Skip to content

What AI actually costs your fund

Optimize AI SpendChapter 1 of 8

You cannot manage a cost you cannot read. This chapter teaches you to read an AI bill the way it is actually metered, so that every later lesson has something concrete to lower. By the end you will know what you are paying for, which of three meters it lands on, and how to express the whole thing in a unit a partner can reason about: cost per deal screened, per meeting note, per portfolio update.

A token is the small chunk of text a language model reads and writes. Roughly, one token is about three quarters of a word, or four characters. When a model reads your prompt, it reads it as tokens. When it writes a reply, it writes tokens. Every major AI provider charges by the token, quoted as a price per million tokens.

There are two separate line items, and the difference matters:

  • Input tokens are everything you send the model: your instructions, the deck, the notes, the question.
  • Output tokens are everything the model writes back.

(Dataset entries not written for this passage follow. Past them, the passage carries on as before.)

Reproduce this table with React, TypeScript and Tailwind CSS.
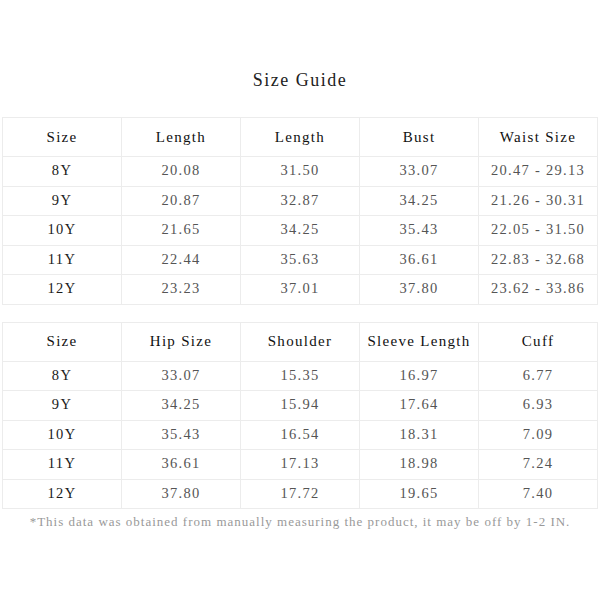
import React from "react";

const t1Head = ["Size", "Length", "Length", "Bust", "Waist Size"];
const t1Rows = [
  ["8Y", "20.08", "31.50", "33.07", "20.47 - 29.13"],
  ["9Y", "20.87", "32.87", "34.25", "21.26 - 30.31"],
  ["10Y", "21.65", "34.25", "35.43", "22.05 - 31.50"],
  ["11Y", "22.44", "35.63", "36.61", "22.83 - 32.68"],
  ["12Y", "23.23", "37.01", "37.80", "23.62 - 33.86"],
];
const t2Head = ["Size", "Hip Size", "Shoulder", "Sleeve Length", "Cuff"];
const t2Rows = [
  ["8Y", "33.07", "15.35", "16.97", "6.77"],
  ["9Y", "34.25", "15.94", "17.64", "6.93"],
  ["10Y", "35.43", "16.54", "18.31", "7.09"],
  ["11Y", "36.61", "17.13", "18.98", "7.24"],
  ["12Y", "37.80", "17.72", "19.65", "7.40"],
];

function Table({ head, rows }: { head: string[]; rows: string[][] }) {
  return (
    <div className="mx-[2px] grid grid-cols-5 border-l border-t border-[#ececec]">
      {head.map((h, i) => (
        <div
          key={"h" + i}
          className="flex h-[39px] items-center justify-center whitespace-pre border-b border-r border-[#ececec] text-[15px] tracking-[1.3px] text-[#111111]"
        >
          {h}
        </div>
      ))}
      {rows.map((r, ri) =>
        r.map((c, ci) => (
          <div
            key={ri + "-" + ci}
            className={
              "flex h-[29.5px] items-center justify-center whitespace-pre border-b border-r border-[#ececec] text-[14.5px] tracking-[1.3px] " +
              (ci === 0 ? "text-[#1a1a1a]" : "text-[#555555]")
            }
          >
            {c}
          </div>
        ))
      )}
    </div>
  );
}

export default function App() {
  return (
    <div
      className="flex h-[600px] w-[600px] flex-col bg-white"
      style={{ fontFamily: '"Liberation Serif", "Noto Sans CJK SC", serif' }}
    >
      <div className="pt-[68px] text-center text-[18px] leading-[24px] tracking-[1.5px] text-[#222222]">
        Size Guide
      </div>
      <div className="mt-[25px]">
        <Table head={t1Head} rows={t1Rows} />
      </div>
      <div className="mt-[17px]">
        <Table head={t2Head} rows={t2Rows} />
      </div>
      <div className="mt-[4px] text-center text-[13px] leading-[18px] tracking-[1px] text-[#999999]">
        *This data was obtained from manually measuring the product, it may be off by 1-2 IN.
      </div>
    </div>
  );
}
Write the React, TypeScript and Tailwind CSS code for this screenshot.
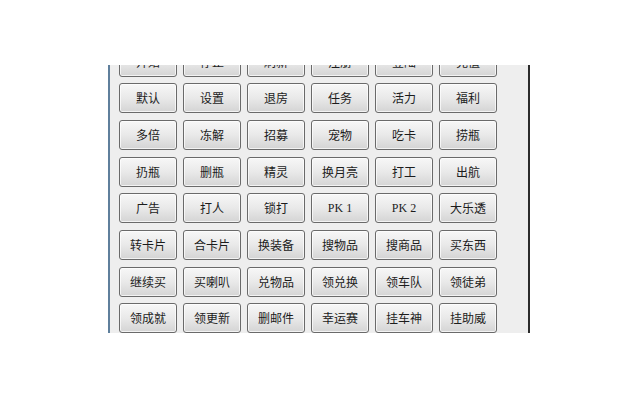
import React from "react";

const rows: string[][] = [
  ["开始", "停止", "刷新", "注册", "登陆", "充值"],
  ["默认", "设置", "退房", "任务", "活力", "福利"],
  ["多倍", "冻解", "招募", "宠物", "吃卡", "捞瓶"],
  ["扔瓶", "删瓶", "精灵", "换月亮", "打工", "出航"],
  ["广告", "打人", "锁打", "PK 1", "PK 2", "大乐透"],
  ["转卡片", "合卡片", "换装备", "搜物品", "搜商品", "买东西"],
  ["继续买", "买喇叭", "兑物品", "领兑换", "领车队", "领徒弟"],
  ["领成就", "领更新", "删邮件", "幸运赛", "挂车神", "挂助威"],
];

export default function App() {
  return (
    <div className="w-[640px] h-[400px] bg-white overflow-hidden">
      <div className="ml-[108px] mt-[65px] w-[422px] h-[268px] bg-[#eeeeee] border-l-2 border-l-[#5f7f9c] border-r-2 border-r-[#2b2b2b] overflow-hidden">
        <div className="-mt-[18.4px] pl-[9px] grid grid-cols-[repeat(6,58px)] gap-x-[6px] gap-y-[6.7px]">
          {rows.flat().map((t, i) => {
            const latin = /^PK/.test(t);
            return (
              <div
                key={i}
                className="h-[30px] rounded-[3px] border border-[#6a6a6a] bg-gradient-to-b from-[#f7f7f7] via-[#e9e9e9] to-[#d4d4d4] shadow-[inset_0_0_0_1px_rgba(255,255,255,0.7)] flex items-center justify-center text-[12px] text-[#1c1c1c] leading-none"
                style={{
                  fontFamily: latin
                    ? '"Liberation Serif", "Noto Sans CJK SC", serif'
                    : '"Noto Sans CJK SC", sans-serif',
                }}
              >
                {t}
              </div>
            );
          })}
        </div>
      </div>
    </div>
  );
}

Output is the expensive half. Across every major provider, output tokens cost about five times what input tokens cost. The practical lesson is to design your workflows to read a lot and write a little. A model that reads a 20-page deck and answers with one word, “pursue” or “pass”, is cheap. The same model asked to write a three-page memo about that deck is expensive, because you are paying the premium rate for every word it generates.

Two dials set the price of any single task, and they multiply.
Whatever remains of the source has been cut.